Mr. Francis Maude (Horsham): Is it not already transparently clear that the elections cannot be free and fair, and that the only way in which ZANU can win them is through the wholesale rigging, gerrymandering and intimidation that we have already seen? The only light in this dark period of that young country's life has been the raw bravery and undimmed determination of those Zimbabweans, both in the MDC and more widely, who simply refuse to see their country stolen from them.
Is not the overwhelming need now for the international community to make it clear that if Mr. Mugabe insists in clinging to a position that he has now defiled, he will become an international pariah, unwelcome to travel abroad; his regime, as the right hon. and learned Member for North-East Fife (Mr. Campbell) said, suspended from the Commonwealth; aid to his regime stopped; and his own stolen overseas assets seized? Would not anything less be a betrayal of those very brave people who are fighting for their country?

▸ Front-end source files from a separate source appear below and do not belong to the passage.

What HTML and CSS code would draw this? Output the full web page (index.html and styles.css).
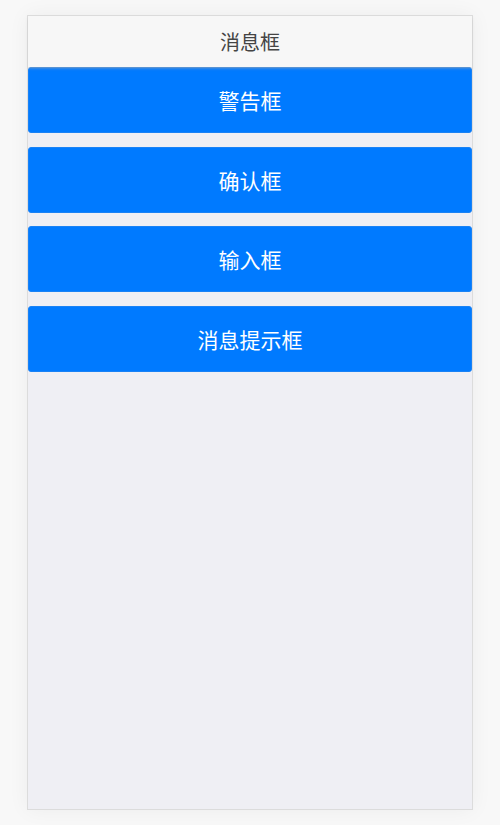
FILE: index.html
```html
<!doctype html>
<html lang='zh-CN'>
  <head>
    <title>消息框</title>
    <meta charset='UTF-8'>
    <meta name='viewport' content='width=device-width, initial-scale=1'>
    <link rel="stylesheet" href="styles.css">
  </head>
  <body>
<main class=phone>
  <header class=bar>消息框</header>
  <section class=list>
    <button class=btn type=button>警告框</button>
    <button class=btn type=button>确认框</button>
    <button class=btn type=button>输入框</button>
    <button class=btn type=button>消息提示框</button>
  </section>
</main>
  </body>
</html>
```

FILE: styles.css
```css
html, body {
  margin: 0;
  height: 100%;
  font-family: "Noto Sans CJK SC", "Liberation Sans", sans-serif;
}
body {
  background: #f8f8f8;
  padding: 15px 27px 16px;
  box-sizing: border-box;
}
.phone {
  height: 793px;
  border: 1px solid #dcdcdc;
  background: #efeff4;
  box-shadow: 0 0 20px rgba(0, 0, 0, 0.05);
  display: flex;
  flex-direction: column;
}
.bar {
  height: 51px;
  flex: none;
  background: #f7f7f7;
  color: #444;
  font-size: 20px;
  display: flex;
  align-items: center;
  justify-content: center;
  position: relative;
  z-index: 1;
  box-shadow: 0 2px 3px -1px rgba(170, 170, 170, 0.7);
}
.list {
  display: flex;
  flex-direction: column;
  gap: 13.5px;
}
.btn {
  height: 66px;
  border: 1px solid #1a82f5;
  border-radius: 3px;
  background: #007aff;
  color: #fff;
  font: inherit;
  font-size: 21px;
  padding: 0;
}
```
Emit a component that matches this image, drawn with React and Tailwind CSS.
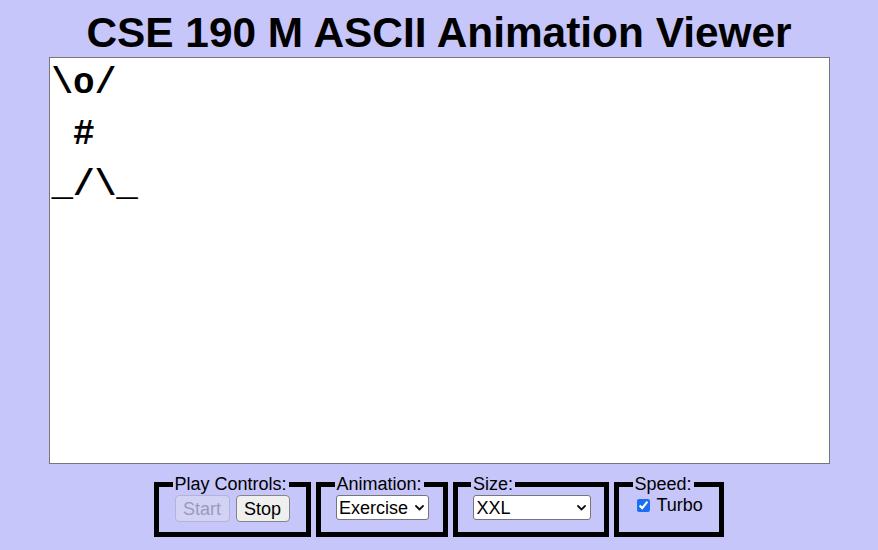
import { useState } from "react";

const frame = "\\o/\n #\n_/\\_";

const Chevron = () => (
  <svg
    className="pointer-events-none absolute top-1/2 right-[5px] -translate-y-1/2"
    width="9"
    height="6"
    viewBox="0 0 9 6"
    fill="none"
  >
    <path d="M1 1l3.5 3.5L8 1" stroke="#111" strokeWidth="1.8" strokeLinecap="round" strokeLinejoin="round" />
  </svg>
);

const Box = ({ title, children, className = "" }) => (
  <fieldset className={`border-[5px] border-black px-[13.5px] pb-[10px] ${className}`}>
    <legend className="px-[2px] text-[18px] leading-[21px]">{title}</legend>
    {children}
  </fieldset>
);

const App = () => {
  const [text, setText] = useState(frame);
  const [anim, setAnim] = useState("exercise");
  const [size, setSize] = useState("xxl");
  const [turbo, setTurbo] = useState(true);

  return (
    <div className="min-h-screen bg-[#c6c6fa] font-['Liberation_Sans',Arial,sans-serif] text-black">
      {/* Title */}
      <h1 className="pt-[9px] text-center text-[42.4px] leading-[48px] font-bold">
        CSE 190 M ASCII Animation Viewer
      </h1>

      {/* Animation area */}
      <div className="flex justify-center">
        <textarea
          value={text}
          onChange={(e) => setText(e.target.value)}
          spellCheck={false}
          className="block h-[407px] w-[781px] resize-none border border-[#767676] bg-white px-[2px] pt-0 font-['Liberation_Mono','Courier_New',monospace] text-[36px] leading-[51px] font-bold outline-none"
        />
      </div>

      {/* Controls */}
      <div className="mt-[10px] flex items-stretch justify-center gap-[5px]">
        <Box title="Play Controls:" className="w-[157px]">
          <div className="flex gap-[6px] px-[2px]">
            <button
              disabled
              className="h-[27px] w-[55px] rounded-[4px] border border-[#b3b3d6] bg-[#d2d2f4] text-[18px] leading-none text-[#9b9bbd]"
            >
              Start
            </button>
            <button className="h-[27px] w-[54px] rounded-[4px] border border-[#858585] bg-[#efefef] text-[18px] leading-none">
              Stop
            </button>
          </div>
        </Box>

        <Box title="Animation:" className="w-[130px]">
          <div className="relative ml-[1.5px] w-[93px]">
            <select
              value={anim}
              onChange={(e) => setAnim(e.target.value)}
              className="block h-[25px] w-full appearance-none rounded-[3px] border border-[#767676] bg-white pl-[2px] text-[18px] leading-none"
            >
              <option value="blank">Blank</option>
              <option value="custom">Custom</option>
              <option value="exercise">Exercise</option>
              <option value="juggler">Juggler</option>
              <option value="bike">Bike</option>
              <option value="dive">Dive</option>
            </select>
            <Chevron />
          </div>
        </Box>

        <Box title="Size:" className="w-[156px]">
          <div className="relative ml-[1.5px] w-[118px]">
            <select
              value={size}
              onChange={(e) => setSize(e.target.value)}
              className="block h-[25px] w-full appearance-none rounded-[3px] border border-[#767676] bg-white pl-[3px] text-[18px] leading-none"
            >
              <option value="tiny">Tiny</option>
              <option value="small">Small</option>
              <option value="medium">Medium</option>
              <option value="large">Large</option>
              <option value="xl">Extra Large</option>
              <option value="xxl">XXL</option>
            </select>
            <Chevron />
          </div>
        </Box>

        <Box title="Speed:" className="w-[110px]">
          <label className="flex h-[21px] items-center pl-[4px] text-[18px]">
            <input
              type="checkbox"
              checked={turbo}
              onChange={(e) => setTurbo(e.target.checked)}
              className="m-0 h-[13px] w-[13px] accent-[#1b6ef3]"
            />
            <span className="ml-[7px]">Turbo</span>
          </label>
        </Box>
      </div>
    </div>
  );
};

export default App;
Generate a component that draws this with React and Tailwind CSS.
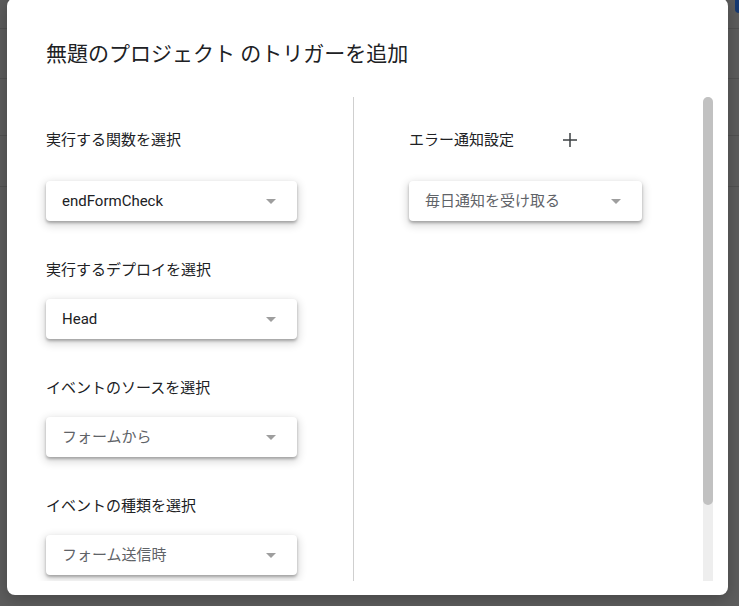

Mr. Hain: I agree with the right hon. Gentleman that the situation in recent months has been extremely serious, and I acknowledge the fact that, some months ago, he visited the country to see that for himself. It is very important that, with the elections only days away, we choose our words very carefully, and that, as he said, the people of Zimbabwe have the courage and determination to go to polling stations and choose whom they want to vote for, freely and fairly. We support them in their right to choose their own Government without intimidation, without violence and without the terror and all the other things that have occurred in the past few months and made the situation so desperate for that country.
2. Mr. David Taylor (North-West Leicestershire): If he will make a statement on the conflict in Sri Lanka. [125205]
The Minister of State, Foreign and Commonwealth Office (Mr. Peter Hain): We are deeply concerned about the tragic situation in Sri Lanka, particularly the events in the Jaffna peninsula, and the danger to the civilian population. We call upon the Sri Lankan Government and the LTTE to cease hostilities and begin negotiations immediately. We fully support Norway's efforts to facilitate peace talks.
Mr. Taylor: But, as a power with some historic responsibility and influence in that region, are we doing enough? Tens of thousands of Tamils and Sinhalese have been slaughtered with European weapons. Does the Minister agree that the controls on the munitions merchants who are dealing death in Sri Lanka are woefully weak? Should there not be an international arms embargo to prevent that tragic conflict turning into a bloodbath? Is that not an ethical foreign policy?
Mr. Hain: I understand the point that my hon. Friend is making. The bloodshed and violence are appalling, and they are fuelled by the arms coming into the country. Of course, Sri Lanka has an elected Government who have a right to defend themselves. We shall review our own policy on arms exports, as we are doing, case by case, to determine whether it complies with our very clear criteria that those exports should not be used for either international oppression or external aggression.
The real priority, however, is to begin negotiations between the Government and the opposition LTTE. We are working tirelessly--with the Norwegians, with the Indians and with others--to achieve that, and we shall continue to do so.
Finally, Madam Speaker, may I acknowledge your own close interest in the island, which is much appreciated by the people of Sri Lanka?
Mr. John Bercow (Buckingham): What assessment has the Minister of State made of the alleged link between the International Federation of Tamils, in the United Kingdom, and the so-called Liberation Tigers, in Sri Lanka?
Mr. Hain: We are aware of the activities of various representatives of the rebels in Sri Lanka, and of course we take a close interest in those activities to ensure that they conform with British law. We shall continue to monitor the situation.
Mr. Andrew Love (Edmonton): As the Minister has already mentioned, Norway and the United States are playing a role in trying to facilitate talks between the two sides in the conflict. What more can the Government do to end 17 years of civil war in Sri Lanka, which is estimated to have resulted in more than 70,000 deaths, and help to ensure that that country is now on the road to peace?
Mr. Hain: It is one of the unresolved regional conflicts that must now have the world's immediate attention to achieve the engagement necessary to promote negotiations and, ultimately, a lasting peace. My view is that the territorial integrity of Sri Lanka must be respected, but so must the rights of the Tamil community. Some form of autonomy, in the form of devolved government and perhaps with greater powers than have
been proposed by the President and her Government so far, may be the way forward. Meaningful negotiations should be instituted immediately following a cessation of hostilities to achieve that objective.
Mr. Ian Bruce (South Dorset): Does the Minister agree that the vast majority of Tamils live with the Sinhalese in the south of the country, and the solution that he has just suggested is therefore rather strange? Does he agree that one cannot be evenhanded in a situation in which the Government of Sri Lanka have constantly offered deals to people in the north and called ceasefires, only to have them broken by suicide bombings? It is difficult for the British simply to say, "Let's be evenhanded between the two sides."
Mr. Hain: It is not a question of being evenhanded. The hon. Gentleman makes a fair point about the elected Government in Sri Lanka, and we respect them and have an excellent relationship with them. However, with many such problems, as we have seen on our doorstep in Northern Ireland, in the end one needs to pursue negotiations and achieve compromises to promote an ultimate peace. It is not for Britain to specify what that peace settlement would look like, nor to specify any form of devolution or autonomy that might result, and I was not doing so.